Mais alors que s’est-il passé entre la mort de Kincy et la naissance d’Erex ? Retour au début des années 2010. Banlieusardes de la génération Myspace, les deux frangines n’ont même pas vingt piges lorsqu’elles montent Orties. Et se font rapidement un petit nom grâce avec leur rap décalé, miroir girly-trash d’un hip-hop de blancs-becs middle-class incarné à l’époque par TTC, baignant dans un univers mêlant horror-core et féminisme pro-sexe. En d’autres mots, un projet artistique qui sort des sentiers battus. Résultat : dès 2013 la sortie remarquée de leur premier album « Sextape », savoureusement décadent, sulfureux et non dénué d’humour, les propulse dans une autre dimension leur permettant d’établir des connections de prestige dans le milieu. Mises en avant par Michel Houellebecq, qui en fait son « choix hip-hop » (!) dans les Inrocks, les frangines sont « vues à la télé » chez Ardisson sur Canal Plus, s’offrent un featuring avec Christophe (Mes nuits blanches, sur l’album « Les Vestiges du Chaos »), et bossent sur leur deuxième album avec le poids-lourd Mirwais, qui forme notamment Kincy à la production.

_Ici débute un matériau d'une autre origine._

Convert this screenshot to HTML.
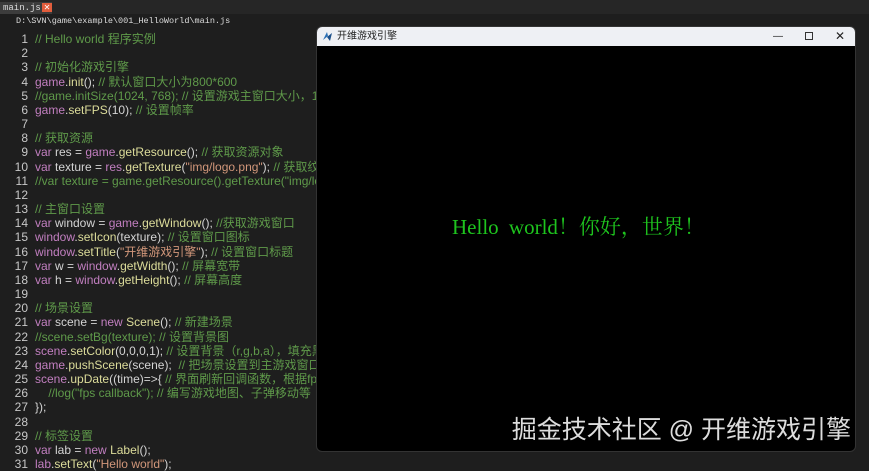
<!DOCTYPE html>
<html><head><meta charset="utf-8"><style>
*{margin:0;padding:0;box-sizing:border-box}
body{width:869px;height:461px;background:#1e1e1e;overflow:hidden;position:relative;font-family:"Liberation Sans","Noto Sans CJK SC",sans-serif}
.tabbar{position:absolute;left:0;top:0;width:869px;height:14px;background:#262626}
.tab{position:absolute;left:0;top:2px;height:12px;width:52px;background:#3c3c3c;color:#ddd;font:9px "Liberation Mono",monospace;padding-left:3px;line-height:12px}
.x{position:absolute;left:42px;top:3px;width:10px;height:9px;background:#e25d3c;color:#fff;font-size:8px;line-height:9px;text-align:center}
.path{position:absolute;left:16px;top:16px;color:#ddd;font:8.5px "Liberation Mono",monospace}
.code{position:absolute;left:0;top:32px;font-size:12px;line-height:14.17px;white-space:pre;color:#d4d4d4}
.ln{display:inline-block;width:28px;text-align:right;color:#c8c8c8;margin-right:7px}
.c{color:#5f9a4a}.k{color:#c27fc0}.m{color:#dcdc9a}.s{color:#d2977a}
.win{position:absolute;left:316px;top:26px;width:540px;height:426px;background:#000;border-radius:6px;overflow:hidden;border:1px solid #333}
.tb{height:19px;background:#eef0f4;position:relative;font-size:10px;color:#222;line-height:19px;padding-left:20px}
.hello{position:absolute;left:135px;top:184px;color:#1ec41e;font:21px "Liberation Serif","Noto Serif CJK SC",serif;white-space:pre;word-spacing:5px}
.wm{position:absolute;right:4px;bottom:5px;color:#ddd;font-size:25px;font-family:"Liberation Sans","Noto Sans CJK SC",sans-serif;white-space:pre}
</style></head><body>
<div class="tabbar"><div class="tab">main.js</div><div class="x">✕</div></div>
<div class="path">D:\SVN\game\example\001_HelloWorld\main.js</div>
<div class="code"><span class="ln">1</span><span class="c">// Hello world 程序实例</span>
<span class="ln">2</span>
<span class="ln">3</span><span class="c">// 初始化游戏引擎</span>
<span class="ln">4</span><span class="k">game</span>.<span class="m">init</span>(); <span class="c">// 默认窗口大小为800*600</span>
<span class="ln">5</span><span class="c">//game.initSize(1024, 768); // 设置游戏主窗口大小，1024</span>
<span class="ln">6</span><span class="k">game</span>.<span class="m">setFPS</span>(10); <span class="c">// 设置帧率</span>
<span class="ln">7</span>
<span class="ln">8</span><span class="c">// 获取资源</span>
<span class="ln">9</span><span class="k">var</span> res = <span class="k">game</span>.<span class="m">getResource</span>(); <span class="c">// 获取资源对象</span>
<span class="ln">10</span><span class="k">var</span> texture = <span class="k">res</span>.<span class="m">getTexture</span>(<span class="s">"img/logo.png"</span>); <span class="c">// 获取纹</span>
<span class="ln">11</span><span class="c">//var texture = game.getResource().getTexture("img/lo</span>
<span class="ln">12</span>
<span class="ln">13</span><span class="c">// 主窗口设置</span>
<span class="ln">14</span><span class="k">var</span> window = <span class="k">game</span>.<span class="m">getWindow</span>(); <span class="c">//获取游戏窗口</span>
<span class="ln">15</span><span class="k">window</span>.<span class="m">setIcon</span>(texture); <span class="c">// 设置窗口图标</span>
<span class="ln">16</span><span class="k">window</span>.<span class="m">setTitle</span>(<span class="s">"开维游戏引擎"</span>); <span class="c">// 设置窗口标题</span>
<span class="ln">17</span><span class="k">var</span> w = <span class="k">window</span>.<span class="m">getWidth</span>(); <span class="c">// 屏幕宽带</span>
<span class="ln">18</span><span class="k">var</span> h = <span class="k">window</span>.<span class="m">getHeight</span>(); <span class="c">// 屏幕高度</span>
<span class="ln">19</span>
<span class="ln">20</span><span class="c">// 场景设置</span>
<span class="ln">21</span><span class="k">var</span> scene = <span class="k">new</span> <span class="m">Scene</span>(); <span class="c">// 新建场景</span>
<span class="ln">22</span><span class="c">//scene.setBg(texture); // 设置背景图</span>
<span class="ln">23</span><span class="k">scene</span>.<span class="m">setColor</span>(0,0,0,1); <span class="c">// 设置背景（r,g,b,a），填充黑色</span>
<span class="ln">24</span><span class="k">game</span>.<span class="m">pushScene</span>(scene);  <span class="c">// 把场景设置到主游戏窗口</span>
<span class="ln">25</span><span class="k">scene</span>.<span class="m">upDate</span>((time)=&gt;{ <span class="c">// 界面刷新回调函数，根据fps帧</span>
<span class="ln">26</span>    <span class="c">//log("fps callback"); // 编写游戏地图、子弹移动等</span>
<span class="ln">27</span>});
<span class="ln">28</span>
<span class="ln">29</span><span class="c">// 标签设置</span>
<span class="ln">30</span><span class="k">var</span> lab = <span class="k">new</span> <span class="m">Label</span>();
<span class="ln">31</span><span class="k">lab</span>.<span class="m">setText</span>(<span class="s">"Hello world"</span>);</div>
<div class="win">
 <div class="tb"><svg style="position:absolute;left:5px;top:4px" width="11" height="11" viewBox="0 0 11 11"><path d="M1 9L5 1L6 5Z" fill="#2a6fb5"/><path d="M5 6L10 2L8 10Z" fill="#1b4f8a"/></svg>开维游戏引擎
  <span style="position:absolute;left:456px;top:0">—</span>
  <span style="position:absolute;left:488px;top:5px;width:8px;height:8px;border:1px solid #333"></span>
  <span style="position:absolute;left:518px;top:0;font-size:12px">✕</span>
 </div>
 <div class="hello">Hello world！你好，世界！</div>
 <div class="wm">掘金技术社区 @ 开维游戏引擎</div>
</div>
</body></html>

Malheureusement, l’histoire tourne au vinaigre. « Nouvelle chanson française » ne verra jamais le jour : suite à un clash entre Antha et l’ex-Taxi Girl, le disque est enterré. Et avec lui le duo Orties, dont l’acte de décès est prononcé sur les réseaux le 20 décembre 2016.

Tel un zombie partagé entre deux chemins possibles, le cadavre en décomposition va néanmoins se scinder en deux pour poursuivre sa destinée par-delà la mort. Alexandra prend le pas sur Kincy et se lance donc en littérature. Pour l’anecdote, elle écrira sur premier roman dans l’atelier de Michel Houellebecq, loué plusieurs mois pour l’occasion. Antha, elle, persiste dans le rap game et le sillon creusé par Orties pour réapparaître fin 2019 avec un premier album solo de gangsta-trap gothique aux accents baudelairiens, malsain à souhait, baptisé « Spleen ».

 

Les ressorts mystérieux, impénétrables et parfois surnaturels de la gémellité auraient-ils donc quelque-chose à voir avec le retour au micro, aujourd’hui, de l’autre moitié du duo ? Même si les deux sœurs ont à nouveau collaboré, en 2021, sur une chanson pour le film Non Mi Uccidere du réalisateur italien Andrea De Sica, a priori non. L’étincelle est bien venue de Johnny Hostile, qui est « venu la chercher » explique Alexandra dans un post Instagram. Voilà ce qui lui a permis en partie de renaître au monde de la musique et de la chanson : le projet Erex « est à envisager comme une renaissance : une affirmation de vie, indique-t-elle sur le réseau social, il a d’abord éclos sous les traits d’une « chanson-manifeste » (la première de cet album composé avec Johnny) puis s’est imposé.e en tant que nom propre, conceptualisant ce projet global, entre roman et disque, au titre éponyme : « Anticorps ». » Ce disque et son troisième roman ne feront en effet qu’un. Une manière de rassembler l’autrice et la rappeuse. Car même lorsqu’elles fanent ou qu’on les arrache, les Orties sont comme les mauvaises herbes : inéluctablement, elles repoussent.